Monday, August 6, 2007

Badami (Still Rhymes With Salami)

Originally uploaded by DixiePistols.
This weekend, my last in India, I went with some Microsofties and Co. to Badami in northern Karnataka (the same state that Bangalore was in). I'll admit that I was a little nervous about the whole thing, everything work out great. If there's one thing I've learned about India, it's that you should just sit back and enjoy the ride.

Why was I nervous? Well we only had train tickets to a place called Hubli, which was something like three hours away, and we didn't have any good idea of how we going to make that final leg of the trip. Well, stumbling of the train at 5:30 in the morning, we managed to make our way to the bus station where we found a bus that would take us closer, but not quite to, Badami. In fact it was my first bus experience in India, and for the first time here, I began to feel like I was in fact, Off The Beaten Path (TM Lonely Planet Inc.) We were riding down some bumpy roads through what can only be described as villages; Animals, and little children running around naked, goats blocking our path (and later) what appeared to be some kind of farmer's uprising. It was pretty wild. But our fellow riders were nice, and very excited to ask us questions. ("From what country?" "What is your good name?" "Do you know George W. Bush?" etc.)

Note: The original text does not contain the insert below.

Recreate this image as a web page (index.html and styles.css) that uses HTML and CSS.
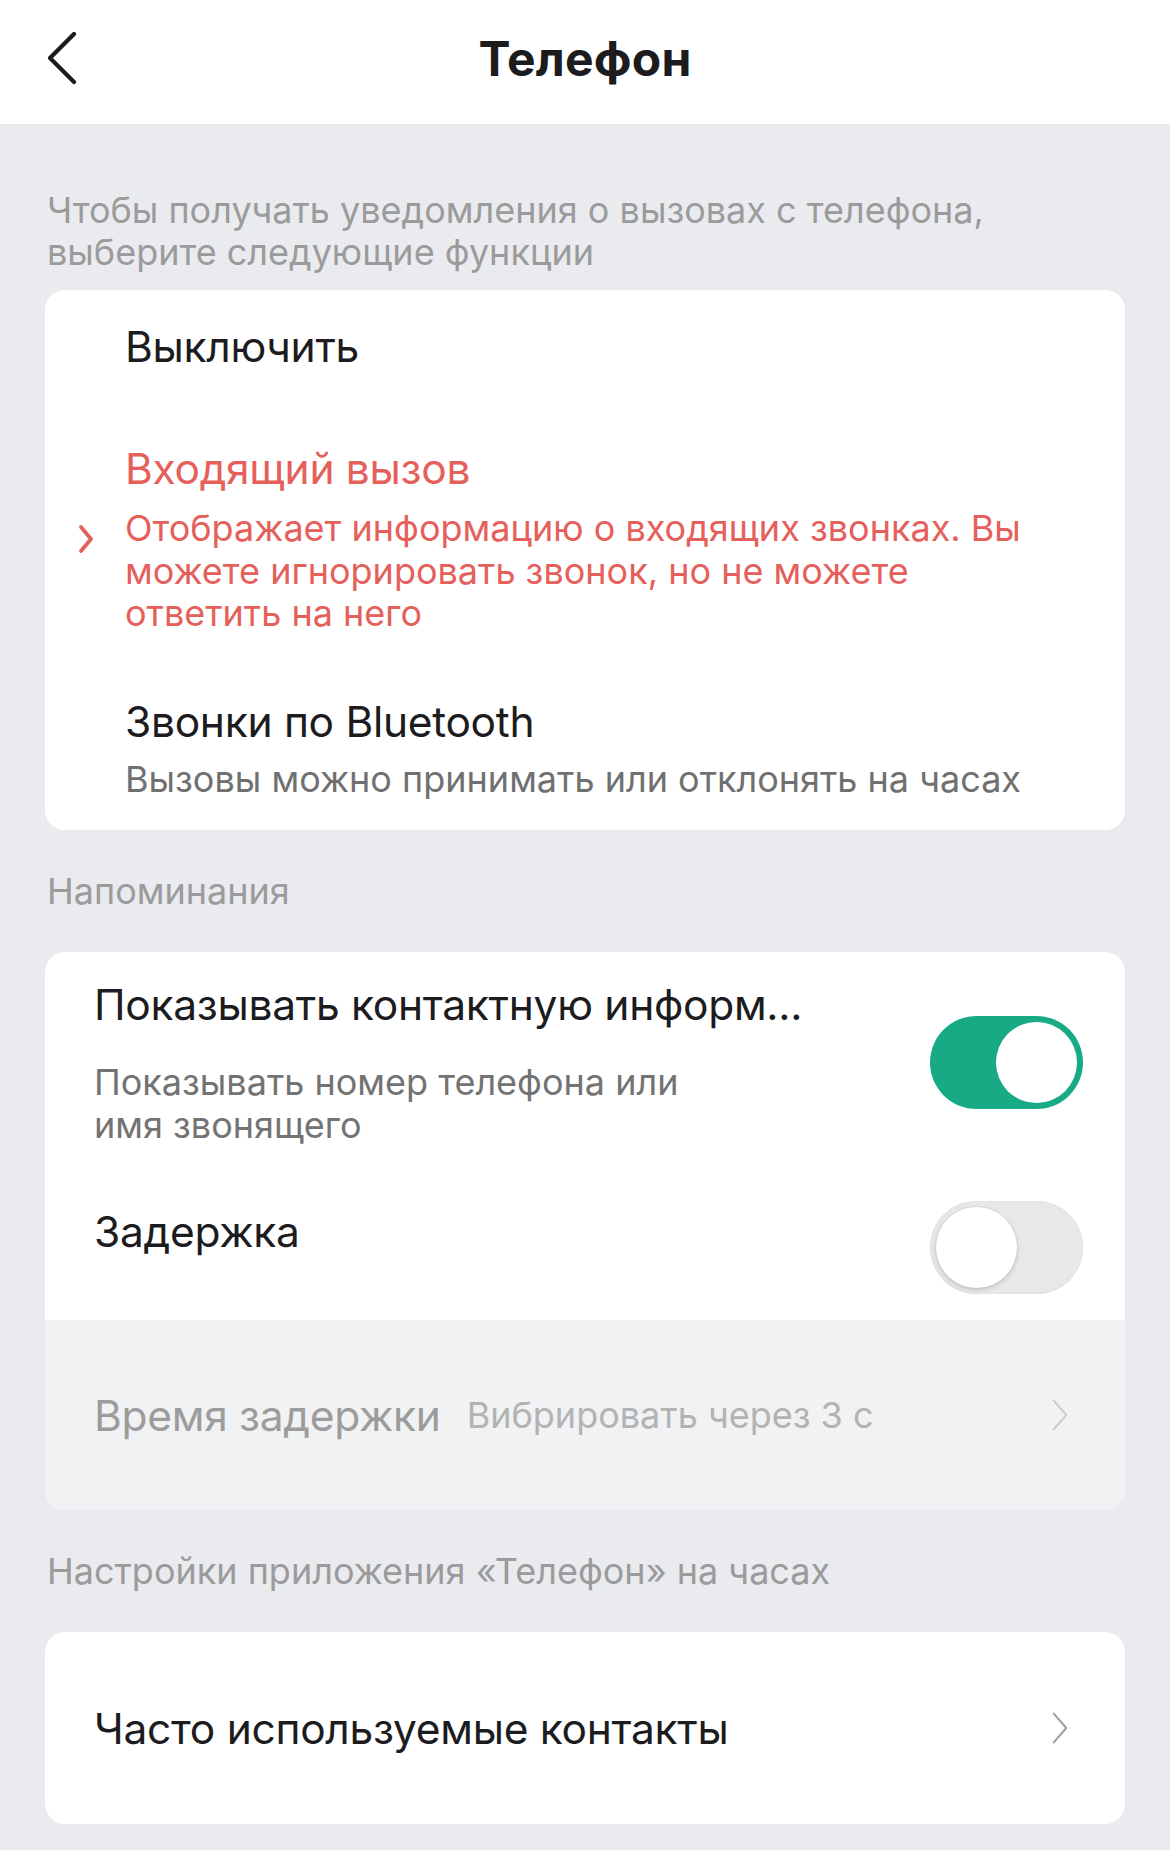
FILE: index.html
```html
<!DOCTYPE html>
<html lang="ru">
<head>
<meta charset="utf-8">
<title>Телефон</title>
<link rel="stylesheet" href="styles.css">
</head>
<body>
<header class="topbar">
  <button class="back" type="button" aria-label="Назад">
    <svg width="30" height="54" viewBox="0 0 30 54" fill="none">
      <polyline points="26,2 2,26 26,50" stroke="#1c1c1e" stroke-width="4.2" stroke-linecap="round" stroke-linejoin="round"/>
    </svg>
  </button>
  <h1 class="title">Телефон</h1>
  <span class="spacer"></span>
</header>

<main class="content">
  <p class="note">Чтобы получать уведомления о вызовах с телефона, выберите следующие функции</p>

  <section class="card options">
    <div class="option option-off">
      <span class="mark"></span>
      <div class="option-body">
        <div class="option-title">Выключить</div>
      </div>
    </div>
    <div class="option selected">
      <span class="mark">
        <svg width="16" height="30" viewBox="0 0 16 30" fill="none">
          <polyline points="3,3 13,15 3,27" stroke="#e5605b" stroke-width="3.8" stroke-linecap="round" stroke-linejoin="round"/>
        </svg>
      </span>
      <div class="option-body">
        <div class="option-title">Входящий вызов</div>
        <div class="option-desc">Отображает информацию о входящих звонках. Вы можете игнорировать звонок, но не можете ответить на него</div>
      </div>
    </div>
    <div class="option option-bt">
      <span class="mark"></span>
      <div class="option-body">
        <div class="option-title">Звонки по Bluetooth</div>
        <div class="option-desc">Вызовы можно принимать или отклонять на часах</div>
      </div>
    </div>
  </section>

  <h2 class="group-label">Напоминания</h2>

  <section class="card">
    <div class="row row-contact">
      <div class="row-text">
        <div class="row-title">Показывать контактную информ...</div>
        <div class="row-sub">Показывать номер телефона или имя звонящего</div>
      </div>
      <span class="switch on"><span class="knob"></span></span>
    </div>
    <div class="row row-delay">
      <div class="row-text">
        <div class="row-title">Задержка</div>
      </div>
      <span class="switch"><span class="knob"></span></span>
    </div>
    <div class="row row-link disabled">
      <span class="link-title">Время задержки</span>
      <span class="link-value">Вибрировать через 3 с</span>
      <svg class="chev" width="20" height="36" viewBox="0 0 20 36" fill="none">
        <polyline points="3,2 17,18 3,34" stroke="currentColor" stroke-width="2.2" stroke-linecap="round" stroke-linejoin="round"/>
      </svg>
    </div>
  </section>

  <h2 class="group-label">Настройки приложения «Телефон» на часах</h2>

  <section class="card">
    <div class="row row-link">
      <span class="link-title">Часто используемые контакты</span>
      <svg class="chev" width="20" height="36" viewBox="0 0 20 36" fill="none">
        <polyline points="3,2 17,18 3,34" stroke="currentColor" stroke-width="2.2" stroke-linecap="round" stroke-linejoin="round"/>
      </svg>
    </div>
  </section>
</main>
</body>
</html>
```

FILE: styles.css
```css
* {
  box-sizing: border-box;
}

html, body {
  margin: 0;
  padding: 0;
}

body {
  background: #eaebef;
  font-family: "Inter", "Roboto", "Noto Sans", sans-serif;
  color: #1c1c1e;
  min-height: 1850px;
}

/* top navigation bar */
.topbar {
  height: 124px;
  background: #ffffff;
  display: grid;
  grid-template-columns: 1fr auto 1fr;
  align-items: center;
}

.back {
  justify-self: start;
  margin-left: 48px;
  margin-top: -6px;
  padding: 0;
  border: 0;
  background: none;
  display: flex;
}

.title {
  margin: 0;
  font-size: 48px;
  font-weight: 700;
  letter-spacing: 0.2px;
  color: #1c1c1e;
  margin-top: -8px;
}

/* page body */
.content {
  padding: 0 45px 28px;
}

.note {
  margin: 0;
  padding: 65px 2px 0;
  font-size: 36px;
  line-height: 42px;
  color: #9b9b9b;
  max-width: 1040px;
}

.group-label {
  margin: 0;
  padding: 40px 2px 40px;
  font-size: 36px;
  line-height: 42px;
  font-weight: 400;
  color: #9b9b9b;
}

.card {
  background: #ffffff;
  border-radius: 20px;
  overflow: hidden;
}

.options {
  margin-top: 17px;
}

/* single-choice list */
.option {
  display: flex;
  align-items: center;
}

.option-off {
  padding: 31px 0 33px;
}

.option.selected {
  padding: 37px 0 28px;
}

.option-bt {
  padding: 33px 0 30px;
}

.mark {
  width: 80px;
  flex: none;
  display: flex;
  justify-content: flex-start;
  padding-left: 33px;
}

.option-body {
  flex: 1;
  padding-right: 80px;
}

.option-title {
  font-size: 42.5px;
  line-height: 52px;
  letter-spacing: -0.3px;
  color: #1c1c1e;
}

.option-desc {
  margin-top: 10px;
  font-size: 36px;
  line-height: 42.5px;
  color: #707070;
}

.option.selected .option-desc {
  margin-top: 12px;
}

.option.selected .option-title,
.option.selected .option-desc {
  color: #e5605b;
}

/* setting rows */
.row {
  display: flex;
  align-items: center;
  padding-left: 49px;
  padding-right: 42px;
}

.row-text {
  flex: 1;
  min-width: 0;
}

.row-title {
  font-size: 42.5px;
  line-height: 52px;
  letter-spacing: -0.3px;
  color: #1c1c1e;
  white-space: nowrap;
}

.row-sub {
  margin-top: 30px;
  max-width: 610px;
  font-size: 36px;
  line-height: 42.5px;
  color: #737373;
}

.row-contact {
  padding-top: 27px;
  padding-bottom: 32px;
}

.row-delay {
  align-items: flex-start;
  padding-top: 23px;
  padding-bottom: 26px;
}

.row-delay .row-title {
  margin-top: 5px;
}

/* toggle switch */
.switch {
  flex: none;
  width: 153px;
  height: 93px;
  border-radius: 47px;
  background: #e8e8eb;
  position: relative;
  box-shadow: inset 0 0 0 1px #e2e2e5;
}

.switch .knob {
  position: absolute;
  top: 6px;
  left: 6px;
  width: 81px;
  height: 81px;
  border-radius: 50%;
  background: #ffffff;
  box-shadow: 0 2px 5px rgba(0, 0, 0, 0.16), 0 0 0 1px rgba(0, 0, 0, 0.04);
}

.switch.on {
  background: #17aa85;
  box-shadow: none;
}

.switch.on .knob {
  left: 66px;
  box-shadow: none;
}

/* navigation rows */
.row-link {
  height: 192px;
  padding-right: 56px;
}

.link-title {
  font-size: 42.5px;
  letter-spacing: -0.3px;
  color: #1c1c1e;
}

.link-value {
  margin-left: 26px;
  font-size: 36px;
  color: #b3b3b3;
}

.chev {
  margin-left: auto;
  flex: none;
  color: #9e9e9e;
  width: 18px;
  height: 34px;
}

.row-link.disabled {
  height: 190px;
  background: #f1f2f4;
}

.row-link.disabled .link-title {
  color: #9c9c9c;
}

.row-link.disabled .chev {
  color: #cbcbcb;
}
```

Of course, I am playing it all up for effect. In fact for the first time I felt like I met and interacted with a lot of Indians, and they were almost all extremely nice and helpful.

(Aside: on this trip I was told that a.) I was a handsome man, b.) that I had nice pants, and c.) that I had the best height. Not just a good height, mind you, but the best. height, because really, once you get to 6'3", that's just too much.)

Anyway, on to Badami. Badami was the former hub of the Chalukya, and is filled with ruins going back to the 5th century. The most interesting are a series of cave temples (guarded by the monkey menace!) that overlook a sort of small lake. Due to the relatively difficulty we had in getting there, there weren't nearly as many tourists as, say, Hampi but the sights were definitely on par.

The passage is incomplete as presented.